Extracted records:
↓↓↓

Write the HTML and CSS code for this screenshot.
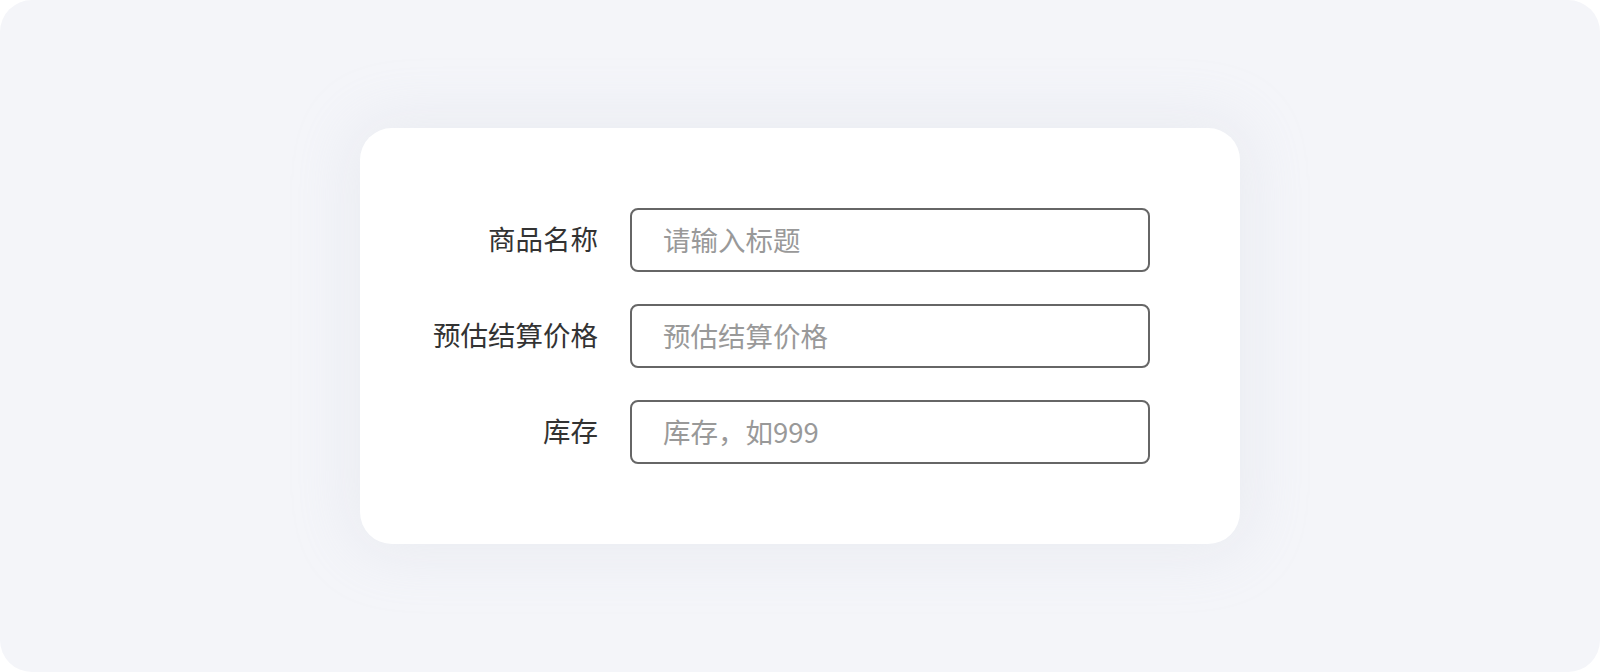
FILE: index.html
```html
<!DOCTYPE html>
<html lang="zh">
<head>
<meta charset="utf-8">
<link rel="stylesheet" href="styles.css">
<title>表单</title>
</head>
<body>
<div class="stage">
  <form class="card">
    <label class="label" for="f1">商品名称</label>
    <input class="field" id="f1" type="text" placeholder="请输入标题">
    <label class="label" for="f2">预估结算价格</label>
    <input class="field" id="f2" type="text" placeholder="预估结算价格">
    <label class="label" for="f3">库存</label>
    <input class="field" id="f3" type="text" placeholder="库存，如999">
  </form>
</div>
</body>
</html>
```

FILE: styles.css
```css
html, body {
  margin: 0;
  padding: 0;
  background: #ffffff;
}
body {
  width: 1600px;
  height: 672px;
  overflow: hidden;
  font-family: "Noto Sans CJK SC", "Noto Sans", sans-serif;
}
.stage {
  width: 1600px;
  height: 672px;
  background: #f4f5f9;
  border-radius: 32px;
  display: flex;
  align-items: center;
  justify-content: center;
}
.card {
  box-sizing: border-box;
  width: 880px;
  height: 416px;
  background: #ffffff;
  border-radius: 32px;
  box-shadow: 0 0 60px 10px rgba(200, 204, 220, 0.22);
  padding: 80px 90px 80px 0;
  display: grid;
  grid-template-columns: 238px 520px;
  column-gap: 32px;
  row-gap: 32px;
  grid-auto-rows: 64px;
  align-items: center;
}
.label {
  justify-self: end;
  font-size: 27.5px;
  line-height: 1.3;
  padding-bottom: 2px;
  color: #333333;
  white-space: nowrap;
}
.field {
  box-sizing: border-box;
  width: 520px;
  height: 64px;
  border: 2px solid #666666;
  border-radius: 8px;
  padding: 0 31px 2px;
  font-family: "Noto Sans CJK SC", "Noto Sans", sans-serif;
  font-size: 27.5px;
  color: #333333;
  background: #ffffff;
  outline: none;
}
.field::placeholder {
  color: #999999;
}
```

↑↑↑
↓↓↓

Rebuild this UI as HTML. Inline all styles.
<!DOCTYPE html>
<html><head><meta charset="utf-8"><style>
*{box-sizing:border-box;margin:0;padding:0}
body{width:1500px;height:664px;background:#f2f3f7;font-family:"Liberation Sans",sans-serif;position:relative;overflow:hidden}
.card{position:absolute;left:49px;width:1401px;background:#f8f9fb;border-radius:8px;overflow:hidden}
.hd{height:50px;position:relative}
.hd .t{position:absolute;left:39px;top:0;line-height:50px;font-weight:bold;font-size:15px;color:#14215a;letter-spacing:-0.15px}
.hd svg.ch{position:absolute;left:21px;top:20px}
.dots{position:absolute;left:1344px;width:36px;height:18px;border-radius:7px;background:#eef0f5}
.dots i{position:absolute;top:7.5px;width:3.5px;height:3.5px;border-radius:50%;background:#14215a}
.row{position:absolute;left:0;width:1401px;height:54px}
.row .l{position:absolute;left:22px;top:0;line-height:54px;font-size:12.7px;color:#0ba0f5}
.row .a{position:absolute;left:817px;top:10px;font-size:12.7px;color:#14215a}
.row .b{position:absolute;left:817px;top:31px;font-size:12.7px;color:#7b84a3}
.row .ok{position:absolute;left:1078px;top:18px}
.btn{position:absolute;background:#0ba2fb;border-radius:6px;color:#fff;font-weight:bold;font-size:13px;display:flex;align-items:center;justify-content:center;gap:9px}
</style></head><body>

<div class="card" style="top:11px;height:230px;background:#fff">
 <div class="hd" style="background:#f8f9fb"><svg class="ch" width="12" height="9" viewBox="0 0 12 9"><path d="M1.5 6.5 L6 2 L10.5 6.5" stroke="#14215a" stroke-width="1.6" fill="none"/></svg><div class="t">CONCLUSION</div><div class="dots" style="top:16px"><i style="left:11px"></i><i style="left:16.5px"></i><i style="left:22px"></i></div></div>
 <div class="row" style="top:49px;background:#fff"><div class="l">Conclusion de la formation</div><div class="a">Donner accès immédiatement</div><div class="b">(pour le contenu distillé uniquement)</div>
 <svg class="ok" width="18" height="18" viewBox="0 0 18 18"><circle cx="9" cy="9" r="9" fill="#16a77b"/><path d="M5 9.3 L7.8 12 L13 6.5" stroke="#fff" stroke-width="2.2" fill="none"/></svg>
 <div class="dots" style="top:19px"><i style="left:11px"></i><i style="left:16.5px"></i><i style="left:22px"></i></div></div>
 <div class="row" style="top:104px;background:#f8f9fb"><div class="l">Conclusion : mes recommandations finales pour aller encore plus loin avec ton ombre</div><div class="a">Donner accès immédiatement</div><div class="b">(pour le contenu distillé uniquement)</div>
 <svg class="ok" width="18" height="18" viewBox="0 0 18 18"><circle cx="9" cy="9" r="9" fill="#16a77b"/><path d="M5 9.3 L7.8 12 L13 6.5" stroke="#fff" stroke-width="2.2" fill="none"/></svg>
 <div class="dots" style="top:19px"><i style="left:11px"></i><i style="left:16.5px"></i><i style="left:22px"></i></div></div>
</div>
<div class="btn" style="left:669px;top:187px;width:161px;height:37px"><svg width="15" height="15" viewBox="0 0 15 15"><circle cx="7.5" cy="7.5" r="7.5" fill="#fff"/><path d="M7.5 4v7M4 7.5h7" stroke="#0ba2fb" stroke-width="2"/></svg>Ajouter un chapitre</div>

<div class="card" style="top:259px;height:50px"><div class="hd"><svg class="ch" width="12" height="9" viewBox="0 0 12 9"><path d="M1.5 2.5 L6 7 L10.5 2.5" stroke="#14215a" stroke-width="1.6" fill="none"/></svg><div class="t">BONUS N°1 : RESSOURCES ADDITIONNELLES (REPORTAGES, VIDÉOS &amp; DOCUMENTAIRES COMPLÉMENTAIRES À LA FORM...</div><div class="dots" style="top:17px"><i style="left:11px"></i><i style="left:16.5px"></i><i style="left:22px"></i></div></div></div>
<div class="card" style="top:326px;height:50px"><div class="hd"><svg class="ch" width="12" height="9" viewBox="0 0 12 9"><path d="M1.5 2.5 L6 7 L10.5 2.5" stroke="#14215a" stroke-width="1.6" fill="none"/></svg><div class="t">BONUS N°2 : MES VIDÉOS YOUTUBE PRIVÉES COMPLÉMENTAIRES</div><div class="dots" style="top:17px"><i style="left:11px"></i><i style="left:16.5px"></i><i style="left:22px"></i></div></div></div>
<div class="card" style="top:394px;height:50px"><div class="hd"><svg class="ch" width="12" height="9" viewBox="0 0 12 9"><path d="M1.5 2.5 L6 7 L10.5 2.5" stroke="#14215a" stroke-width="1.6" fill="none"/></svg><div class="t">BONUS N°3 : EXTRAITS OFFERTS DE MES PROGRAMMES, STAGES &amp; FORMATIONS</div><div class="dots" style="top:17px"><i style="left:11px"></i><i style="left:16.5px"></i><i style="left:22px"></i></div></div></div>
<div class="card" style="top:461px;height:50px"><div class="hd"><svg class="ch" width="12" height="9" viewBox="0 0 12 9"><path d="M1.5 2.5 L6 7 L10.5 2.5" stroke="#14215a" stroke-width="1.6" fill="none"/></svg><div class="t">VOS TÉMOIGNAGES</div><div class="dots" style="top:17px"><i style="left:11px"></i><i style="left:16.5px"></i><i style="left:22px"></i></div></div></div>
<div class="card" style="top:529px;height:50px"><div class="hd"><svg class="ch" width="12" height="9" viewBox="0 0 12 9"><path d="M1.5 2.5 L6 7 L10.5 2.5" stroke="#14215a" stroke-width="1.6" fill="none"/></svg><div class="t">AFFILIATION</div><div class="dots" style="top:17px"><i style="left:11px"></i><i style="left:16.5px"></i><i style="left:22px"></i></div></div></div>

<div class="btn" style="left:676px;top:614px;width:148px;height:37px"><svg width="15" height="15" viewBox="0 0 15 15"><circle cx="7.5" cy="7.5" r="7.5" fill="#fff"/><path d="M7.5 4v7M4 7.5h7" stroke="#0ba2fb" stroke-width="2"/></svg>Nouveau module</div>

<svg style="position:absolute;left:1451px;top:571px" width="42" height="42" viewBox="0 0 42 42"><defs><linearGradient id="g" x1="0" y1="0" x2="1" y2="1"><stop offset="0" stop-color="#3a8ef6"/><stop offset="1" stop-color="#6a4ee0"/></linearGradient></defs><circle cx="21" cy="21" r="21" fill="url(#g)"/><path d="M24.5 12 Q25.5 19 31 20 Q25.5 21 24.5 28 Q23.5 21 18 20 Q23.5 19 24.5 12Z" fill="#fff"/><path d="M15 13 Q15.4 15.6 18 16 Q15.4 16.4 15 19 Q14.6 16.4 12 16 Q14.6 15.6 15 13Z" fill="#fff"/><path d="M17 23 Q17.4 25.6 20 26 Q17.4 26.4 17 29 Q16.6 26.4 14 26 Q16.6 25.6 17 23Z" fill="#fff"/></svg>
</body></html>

↑↑↑
↓↓↓

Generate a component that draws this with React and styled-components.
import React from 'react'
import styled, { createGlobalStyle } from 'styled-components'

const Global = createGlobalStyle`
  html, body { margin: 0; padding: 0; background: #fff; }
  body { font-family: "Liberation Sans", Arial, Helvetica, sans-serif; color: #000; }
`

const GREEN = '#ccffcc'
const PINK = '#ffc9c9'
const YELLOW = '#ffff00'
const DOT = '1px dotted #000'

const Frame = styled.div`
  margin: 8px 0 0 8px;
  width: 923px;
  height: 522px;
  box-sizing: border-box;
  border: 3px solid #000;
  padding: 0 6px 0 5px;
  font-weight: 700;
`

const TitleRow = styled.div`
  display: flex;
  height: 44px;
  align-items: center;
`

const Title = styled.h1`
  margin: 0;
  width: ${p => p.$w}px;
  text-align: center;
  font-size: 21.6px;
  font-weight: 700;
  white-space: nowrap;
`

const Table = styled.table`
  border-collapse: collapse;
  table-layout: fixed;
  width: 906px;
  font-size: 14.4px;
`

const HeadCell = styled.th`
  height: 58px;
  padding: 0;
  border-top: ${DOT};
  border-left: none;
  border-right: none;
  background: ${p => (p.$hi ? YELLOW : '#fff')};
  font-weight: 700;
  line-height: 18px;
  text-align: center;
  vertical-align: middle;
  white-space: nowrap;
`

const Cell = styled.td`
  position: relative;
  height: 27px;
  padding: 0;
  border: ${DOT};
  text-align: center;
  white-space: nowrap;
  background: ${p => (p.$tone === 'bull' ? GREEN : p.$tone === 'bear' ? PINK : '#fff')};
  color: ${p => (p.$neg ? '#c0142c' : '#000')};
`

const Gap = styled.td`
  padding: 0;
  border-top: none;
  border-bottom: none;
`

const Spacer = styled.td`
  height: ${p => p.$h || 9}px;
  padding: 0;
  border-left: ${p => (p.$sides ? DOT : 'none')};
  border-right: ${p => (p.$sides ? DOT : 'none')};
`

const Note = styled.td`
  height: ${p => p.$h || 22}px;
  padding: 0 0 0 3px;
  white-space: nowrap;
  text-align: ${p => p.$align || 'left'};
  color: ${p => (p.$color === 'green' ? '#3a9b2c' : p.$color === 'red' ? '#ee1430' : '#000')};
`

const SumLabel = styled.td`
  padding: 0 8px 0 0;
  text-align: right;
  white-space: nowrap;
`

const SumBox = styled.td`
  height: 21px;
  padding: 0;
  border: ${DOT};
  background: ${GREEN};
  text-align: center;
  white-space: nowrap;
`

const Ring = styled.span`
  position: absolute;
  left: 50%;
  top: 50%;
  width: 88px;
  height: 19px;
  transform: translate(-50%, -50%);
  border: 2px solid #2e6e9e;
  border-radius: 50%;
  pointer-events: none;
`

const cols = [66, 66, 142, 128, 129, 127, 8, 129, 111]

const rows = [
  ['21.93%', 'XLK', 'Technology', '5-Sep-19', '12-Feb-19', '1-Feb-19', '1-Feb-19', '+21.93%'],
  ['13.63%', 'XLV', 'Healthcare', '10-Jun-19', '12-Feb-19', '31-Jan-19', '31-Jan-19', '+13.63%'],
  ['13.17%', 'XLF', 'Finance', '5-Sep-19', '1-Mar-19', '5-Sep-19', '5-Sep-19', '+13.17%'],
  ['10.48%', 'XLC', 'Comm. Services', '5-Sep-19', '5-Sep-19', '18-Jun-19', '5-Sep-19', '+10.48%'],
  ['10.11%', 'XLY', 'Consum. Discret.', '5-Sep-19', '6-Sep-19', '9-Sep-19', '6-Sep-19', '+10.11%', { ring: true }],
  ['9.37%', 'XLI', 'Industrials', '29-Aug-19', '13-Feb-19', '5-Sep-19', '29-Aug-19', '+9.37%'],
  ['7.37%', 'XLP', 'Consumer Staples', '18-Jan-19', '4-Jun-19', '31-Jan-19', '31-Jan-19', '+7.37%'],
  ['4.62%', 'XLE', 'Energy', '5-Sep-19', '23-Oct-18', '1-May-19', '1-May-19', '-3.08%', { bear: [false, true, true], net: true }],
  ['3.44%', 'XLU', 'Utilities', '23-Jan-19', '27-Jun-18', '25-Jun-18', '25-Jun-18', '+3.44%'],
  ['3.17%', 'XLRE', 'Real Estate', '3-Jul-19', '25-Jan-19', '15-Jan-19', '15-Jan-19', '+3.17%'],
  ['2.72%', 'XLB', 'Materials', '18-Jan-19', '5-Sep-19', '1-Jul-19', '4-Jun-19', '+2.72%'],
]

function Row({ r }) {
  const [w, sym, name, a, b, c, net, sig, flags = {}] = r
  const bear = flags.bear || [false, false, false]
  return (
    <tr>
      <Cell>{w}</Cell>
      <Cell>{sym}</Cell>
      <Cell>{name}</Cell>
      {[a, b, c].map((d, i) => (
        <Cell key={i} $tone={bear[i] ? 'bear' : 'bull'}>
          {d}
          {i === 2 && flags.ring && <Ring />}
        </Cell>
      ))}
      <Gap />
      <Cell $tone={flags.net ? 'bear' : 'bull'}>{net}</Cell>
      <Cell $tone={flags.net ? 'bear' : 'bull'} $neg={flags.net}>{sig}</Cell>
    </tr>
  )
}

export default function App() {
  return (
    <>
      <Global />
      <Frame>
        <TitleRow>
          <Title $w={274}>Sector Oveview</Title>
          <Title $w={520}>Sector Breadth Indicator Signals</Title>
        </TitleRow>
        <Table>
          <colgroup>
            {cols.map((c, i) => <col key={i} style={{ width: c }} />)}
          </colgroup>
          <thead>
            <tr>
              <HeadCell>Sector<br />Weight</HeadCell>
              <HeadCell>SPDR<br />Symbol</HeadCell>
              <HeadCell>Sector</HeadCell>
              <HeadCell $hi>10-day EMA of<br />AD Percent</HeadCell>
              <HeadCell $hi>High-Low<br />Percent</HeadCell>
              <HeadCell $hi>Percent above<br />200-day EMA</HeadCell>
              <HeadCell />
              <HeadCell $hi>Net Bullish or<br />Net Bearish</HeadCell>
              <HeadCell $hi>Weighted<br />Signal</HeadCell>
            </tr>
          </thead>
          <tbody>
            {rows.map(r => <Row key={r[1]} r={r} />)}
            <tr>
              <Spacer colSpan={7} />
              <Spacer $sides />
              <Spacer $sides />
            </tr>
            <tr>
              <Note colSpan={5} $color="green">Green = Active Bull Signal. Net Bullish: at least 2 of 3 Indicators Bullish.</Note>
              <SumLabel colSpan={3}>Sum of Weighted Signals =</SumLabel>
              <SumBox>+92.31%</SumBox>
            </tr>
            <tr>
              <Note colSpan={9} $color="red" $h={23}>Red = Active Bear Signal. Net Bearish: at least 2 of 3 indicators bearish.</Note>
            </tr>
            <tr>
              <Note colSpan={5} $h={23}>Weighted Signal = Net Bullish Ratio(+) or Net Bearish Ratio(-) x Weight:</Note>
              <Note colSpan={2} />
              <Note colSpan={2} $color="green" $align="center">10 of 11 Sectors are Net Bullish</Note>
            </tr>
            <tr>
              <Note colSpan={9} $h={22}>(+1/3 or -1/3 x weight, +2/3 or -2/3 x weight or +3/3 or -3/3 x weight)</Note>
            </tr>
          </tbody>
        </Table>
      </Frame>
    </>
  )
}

↑↑↑

Search the preceding listing for the word "this" and pull out every line that holds it.

Write the HTML and CSS code for this screenshot.
Rebuild this UI as HTML. Inline all styles.
Generate a component that draws this with React and styled-components.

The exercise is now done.